The violence has been condemned as a “genocidal campaign” by Syria’s Druze spiritual leader Sheikh Hikmat al-Hijri, who called for an immediate intervention by “international forces to maintain peace and prevent the continuation of these crimes”.


On Thursday, Israel’s Foreign Minister Gideon Saar urged the international community to “fulfil its role in protecting the minorities in Syria – especially the Druze – from the regime and its gangs of terror”.

Israel has previously called Syria’s transitional government a “terror group from Idlib that took Damascus by force”.

Reporting earlier on Friday, Al Jazeera’s Khan said the Israeli government had called its strikes near the presidential palace attack “a warning shot” and tied them to its push to pressure the Syrian authorities to protect the Druze community.

“But that’s actually been met with cynicism from senior Druze leaders, saying that [they] actually don’t need Israel to help protect [them],” Khan said.

He added that “intense negotiations” have been taking place between the Syrian Druze community and the government. “This has now led to a calming down of tensions,” Khan said.

Meanwhile, Qatar condemned the Israeli air strikes on Friday, saying the attack was “a blatant aggression” against Syria’s sovereignty and a violation of international law.
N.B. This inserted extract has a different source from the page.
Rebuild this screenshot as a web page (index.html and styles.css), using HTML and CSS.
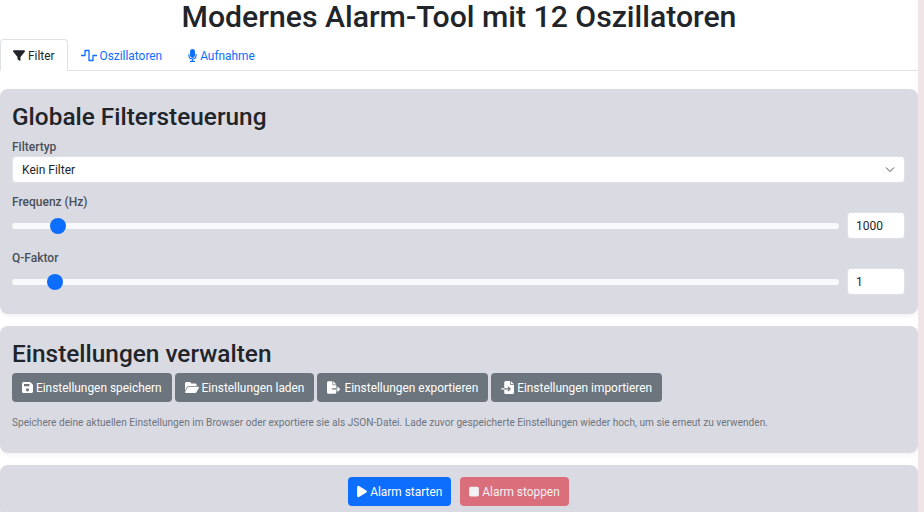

The Qatari Ministry of Foreign Affairs also warned that Israel’s “repeated aggressions” against Syria and Lebanon, coupled with its continued war on the Gaza Strip, “are likely to ignite a cycle of violence and chaos in the region”.


Sectarian violence

The Druze minority are a 10th-century offshoot of a branch of Shia Islam, and live primarily in Syria, Lebanon and Israel, and have been allies of Israel, with many Druze serving in the Israeli military.

Syrian Foreign Minister Asaad al-Shaibani on Thursday called for “national unity” as “the solid foundation for any process of stability or revival”.

“Any call for external intervention, under any pretext or slogan, only leads to further deterioration and division,” he wrote on X.

The sectarian violence poses one of the most serious challenges yet to the government of al-Sharaa, who led a coalition of rebel groups to overthrow Syria’s President Bashar al-Assad in December.

Syria has been faced with sectarian violence since then.

The fighting this week follows a massacre in March of more than 1,700 civilians from the Alawite community by security forces and allied groups, according to the United Kingdom-based Syrian Observatory for Human Rights.

The Alawite, who are traditionally based near the Mediterranean coast in western Syria, are the same ethnic group as the toppled al-Assad.